• REQUIRED TASK
Only lines with the string "this" matter here; gather them from the material below.

• ENTRIES
--

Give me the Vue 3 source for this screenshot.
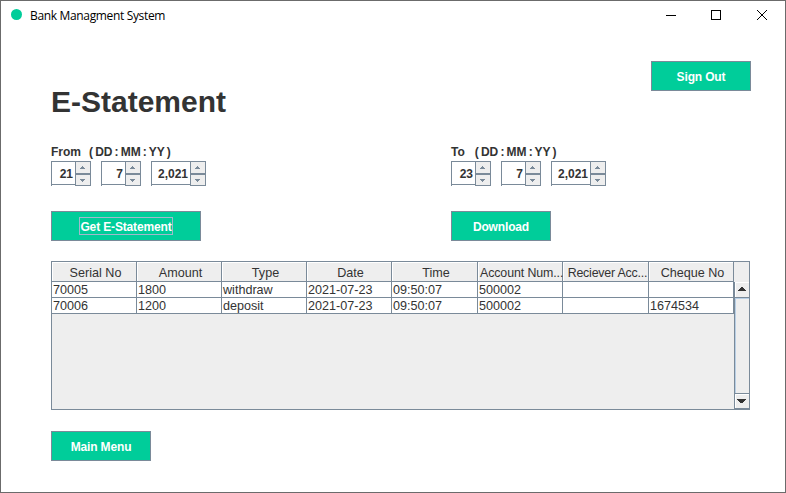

--

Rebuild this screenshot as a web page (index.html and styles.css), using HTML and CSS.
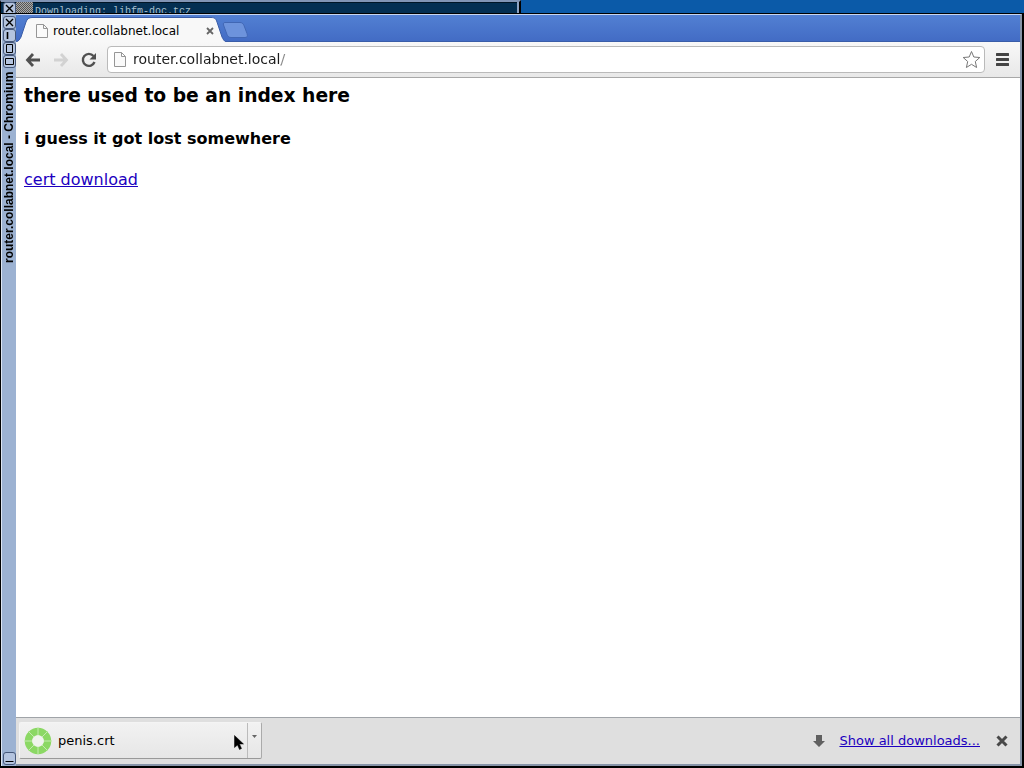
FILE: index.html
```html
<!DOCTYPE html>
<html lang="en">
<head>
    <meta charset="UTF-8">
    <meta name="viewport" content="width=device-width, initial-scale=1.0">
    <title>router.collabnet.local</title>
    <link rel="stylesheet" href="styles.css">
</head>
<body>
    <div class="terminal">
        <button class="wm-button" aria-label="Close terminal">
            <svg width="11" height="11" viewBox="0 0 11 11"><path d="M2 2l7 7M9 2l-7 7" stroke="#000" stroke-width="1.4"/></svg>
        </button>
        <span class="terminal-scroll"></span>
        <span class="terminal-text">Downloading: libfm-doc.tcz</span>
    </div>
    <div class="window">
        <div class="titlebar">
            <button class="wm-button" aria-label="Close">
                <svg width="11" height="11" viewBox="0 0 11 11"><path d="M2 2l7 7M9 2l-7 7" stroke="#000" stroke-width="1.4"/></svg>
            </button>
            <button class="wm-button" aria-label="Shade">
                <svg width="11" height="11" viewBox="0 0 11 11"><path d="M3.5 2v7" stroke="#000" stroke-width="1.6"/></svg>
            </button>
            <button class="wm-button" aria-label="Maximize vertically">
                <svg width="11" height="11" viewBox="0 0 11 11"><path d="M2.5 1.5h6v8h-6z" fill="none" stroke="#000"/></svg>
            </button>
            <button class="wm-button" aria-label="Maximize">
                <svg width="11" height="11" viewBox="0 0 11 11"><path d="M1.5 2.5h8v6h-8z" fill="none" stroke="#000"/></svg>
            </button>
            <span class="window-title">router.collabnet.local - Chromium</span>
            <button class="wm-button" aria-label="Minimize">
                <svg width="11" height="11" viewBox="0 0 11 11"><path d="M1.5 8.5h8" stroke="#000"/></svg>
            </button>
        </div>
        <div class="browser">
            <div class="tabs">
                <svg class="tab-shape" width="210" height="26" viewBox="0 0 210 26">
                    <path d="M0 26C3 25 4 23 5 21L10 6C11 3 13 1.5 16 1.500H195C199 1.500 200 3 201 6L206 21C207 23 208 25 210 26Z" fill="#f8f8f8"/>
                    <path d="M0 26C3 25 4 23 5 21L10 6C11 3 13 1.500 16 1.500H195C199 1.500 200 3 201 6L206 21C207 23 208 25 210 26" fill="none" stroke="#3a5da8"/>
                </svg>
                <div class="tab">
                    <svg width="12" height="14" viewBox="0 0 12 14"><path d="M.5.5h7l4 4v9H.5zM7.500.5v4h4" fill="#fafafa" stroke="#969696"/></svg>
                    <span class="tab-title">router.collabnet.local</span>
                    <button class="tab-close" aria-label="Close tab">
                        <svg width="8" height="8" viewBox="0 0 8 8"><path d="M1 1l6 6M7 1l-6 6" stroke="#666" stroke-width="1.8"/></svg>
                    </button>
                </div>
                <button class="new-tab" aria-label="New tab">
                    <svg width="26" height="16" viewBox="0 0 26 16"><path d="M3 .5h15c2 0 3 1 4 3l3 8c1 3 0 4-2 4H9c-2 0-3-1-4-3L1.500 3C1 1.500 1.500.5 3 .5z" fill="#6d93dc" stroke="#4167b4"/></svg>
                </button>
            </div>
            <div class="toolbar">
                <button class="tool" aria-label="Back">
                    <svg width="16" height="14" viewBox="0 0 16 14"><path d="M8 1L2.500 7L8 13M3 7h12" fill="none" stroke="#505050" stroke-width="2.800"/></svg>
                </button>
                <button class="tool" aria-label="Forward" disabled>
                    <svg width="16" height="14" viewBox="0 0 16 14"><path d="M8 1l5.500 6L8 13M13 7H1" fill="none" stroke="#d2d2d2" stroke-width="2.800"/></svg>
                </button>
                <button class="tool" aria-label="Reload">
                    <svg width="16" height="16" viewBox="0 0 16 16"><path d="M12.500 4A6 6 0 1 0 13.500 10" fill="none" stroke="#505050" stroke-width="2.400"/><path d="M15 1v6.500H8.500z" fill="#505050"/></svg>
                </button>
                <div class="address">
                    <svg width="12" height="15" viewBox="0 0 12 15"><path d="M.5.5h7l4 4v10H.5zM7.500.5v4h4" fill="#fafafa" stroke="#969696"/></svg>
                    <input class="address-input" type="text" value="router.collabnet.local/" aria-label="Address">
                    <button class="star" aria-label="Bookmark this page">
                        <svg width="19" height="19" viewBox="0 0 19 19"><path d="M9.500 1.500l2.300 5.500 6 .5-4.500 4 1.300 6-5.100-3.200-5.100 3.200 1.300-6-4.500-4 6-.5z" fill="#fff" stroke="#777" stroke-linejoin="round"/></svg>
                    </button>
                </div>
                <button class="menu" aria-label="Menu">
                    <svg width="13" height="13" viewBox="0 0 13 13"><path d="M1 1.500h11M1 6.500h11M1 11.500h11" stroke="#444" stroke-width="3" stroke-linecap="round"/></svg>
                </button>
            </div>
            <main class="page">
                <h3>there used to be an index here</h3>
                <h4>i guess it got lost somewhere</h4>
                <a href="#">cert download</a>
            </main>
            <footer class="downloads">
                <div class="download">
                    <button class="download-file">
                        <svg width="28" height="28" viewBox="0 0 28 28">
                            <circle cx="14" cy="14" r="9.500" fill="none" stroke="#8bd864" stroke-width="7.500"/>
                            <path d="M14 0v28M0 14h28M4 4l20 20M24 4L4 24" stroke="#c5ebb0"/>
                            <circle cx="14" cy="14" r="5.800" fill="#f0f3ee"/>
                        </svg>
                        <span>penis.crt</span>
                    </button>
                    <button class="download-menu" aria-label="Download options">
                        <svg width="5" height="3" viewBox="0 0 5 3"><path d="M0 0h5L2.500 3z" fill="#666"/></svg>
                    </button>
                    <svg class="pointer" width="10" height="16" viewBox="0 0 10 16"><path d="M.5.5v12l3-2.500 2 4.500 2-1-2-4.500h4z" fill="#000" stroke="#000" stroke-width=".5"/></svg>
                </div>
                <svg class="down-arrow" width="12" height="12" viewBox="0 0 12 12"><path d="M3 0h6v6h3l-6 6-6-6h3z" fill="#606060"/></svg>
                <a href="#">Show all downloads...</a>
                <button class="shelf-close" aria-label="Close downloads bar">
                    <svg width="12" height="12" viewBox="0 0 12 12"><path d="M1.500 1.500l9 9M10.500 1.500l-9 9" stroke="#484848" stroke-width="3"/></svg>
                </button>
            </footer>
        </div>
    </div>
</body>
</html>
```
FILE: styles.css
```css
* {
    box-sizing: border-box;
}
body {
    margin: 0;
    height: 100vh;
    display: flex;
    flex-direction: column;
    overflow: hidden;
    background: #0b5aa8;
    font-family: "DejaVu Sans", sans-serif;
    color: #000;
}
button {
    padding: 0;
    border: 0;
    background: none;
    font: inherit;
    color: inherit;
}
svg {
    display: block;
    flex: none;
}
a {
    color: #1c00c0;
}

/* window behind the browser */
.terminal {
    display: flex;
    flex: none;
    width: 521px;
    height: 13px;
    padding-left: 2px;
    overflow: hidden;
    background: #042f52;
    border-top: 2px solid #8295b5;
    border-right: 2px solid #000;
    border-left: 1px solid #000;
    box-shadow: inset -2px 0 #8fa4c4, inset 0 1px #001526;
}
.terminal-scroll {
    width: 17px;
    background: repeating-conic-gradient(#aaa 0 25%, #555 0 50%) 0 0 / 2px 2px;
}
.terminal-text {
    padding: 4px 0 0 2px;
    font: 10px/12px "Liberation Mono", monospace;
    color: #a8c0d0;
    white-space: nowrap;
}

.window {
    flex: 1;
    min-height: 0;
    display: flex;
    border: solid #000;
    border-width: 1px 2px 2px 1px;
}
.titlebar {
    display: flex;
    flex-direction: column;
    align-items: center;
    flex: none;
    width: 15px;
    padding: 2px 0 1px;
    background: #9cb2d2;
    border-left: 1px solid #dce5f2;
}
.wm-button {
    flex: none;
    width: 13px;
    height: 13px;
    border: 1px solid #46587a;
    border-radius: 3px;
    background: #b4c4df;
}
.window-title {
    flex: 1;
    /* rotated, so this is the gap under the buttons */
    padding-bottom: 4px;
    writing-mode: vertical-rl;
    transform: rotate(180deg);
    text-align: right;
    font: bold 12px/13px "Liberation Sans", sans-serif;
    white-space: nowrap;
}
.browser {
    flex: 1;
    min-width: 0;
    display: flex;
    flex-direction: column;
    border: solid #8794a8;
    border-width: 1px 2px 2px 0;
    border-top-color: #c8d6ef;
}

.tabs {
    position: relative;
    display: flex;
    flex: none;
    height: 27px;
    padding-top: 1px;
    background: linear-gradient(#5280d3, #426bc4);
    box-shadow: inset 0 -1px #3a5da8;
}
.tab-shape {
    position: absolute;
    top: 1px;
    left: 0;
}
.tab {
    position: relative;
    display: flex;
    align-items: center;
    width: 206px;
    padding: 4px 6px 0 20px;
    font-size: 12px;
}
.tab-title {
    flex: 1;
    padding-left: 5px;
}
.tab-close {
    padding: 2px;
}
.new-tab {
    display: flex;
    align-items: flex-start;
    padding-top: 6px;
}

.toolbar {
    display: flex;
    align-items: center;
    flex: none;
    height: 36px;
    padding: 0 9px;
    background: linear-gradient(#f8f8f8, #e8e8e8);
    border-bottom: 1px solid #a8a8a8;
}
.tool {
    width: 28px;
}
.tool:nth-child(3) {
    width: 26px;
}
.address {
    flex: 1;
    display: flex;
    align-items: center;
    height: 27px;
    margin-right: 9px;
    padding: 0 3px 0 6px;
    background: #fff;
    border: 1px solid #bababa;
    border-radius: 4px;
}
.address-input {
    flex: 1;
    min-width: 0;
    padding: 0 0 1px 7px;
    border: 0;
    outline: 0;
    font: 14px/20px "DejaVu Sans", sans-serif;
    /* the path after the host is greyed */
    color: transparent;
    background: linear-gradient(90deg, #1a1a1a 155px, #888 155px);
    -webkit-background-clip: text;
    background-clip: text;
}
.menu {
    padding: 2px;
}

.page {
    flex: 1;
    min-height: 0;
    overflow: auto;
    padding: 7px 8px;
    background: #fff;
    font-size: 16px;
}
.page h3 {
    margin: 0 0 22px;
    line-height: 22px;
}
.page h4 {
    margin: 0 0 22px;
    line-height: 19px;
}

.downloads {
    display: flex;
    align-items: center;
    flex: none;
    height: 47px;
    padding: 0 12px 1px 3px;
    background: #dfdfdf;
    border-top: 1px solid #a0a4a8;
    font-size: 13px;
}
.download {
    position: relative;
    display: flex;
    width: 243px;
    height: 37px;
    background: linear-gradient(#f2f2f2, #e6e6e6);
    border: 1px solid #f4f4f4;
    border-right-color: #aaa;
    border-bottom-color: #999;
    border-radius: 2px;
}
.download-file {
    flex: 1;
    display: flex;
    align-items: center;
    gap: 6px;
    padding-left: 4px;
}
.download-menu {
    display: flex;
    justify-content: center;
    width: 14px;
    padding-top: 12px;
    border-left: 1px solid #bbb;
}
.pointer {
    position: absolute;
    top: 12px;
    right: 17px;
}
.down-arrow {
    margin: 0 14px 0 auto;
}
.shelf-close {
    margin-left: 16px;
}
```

--

• TASK RESULT
Give me the Vue 3 source for this screenshot.
Rebuild this screenshot as a web page (index.html and styles.css), using HTML and CSS.
                    <button class="star" aria-label="Bookmark this page">
    /* rotated, so this is the gap under the buttons */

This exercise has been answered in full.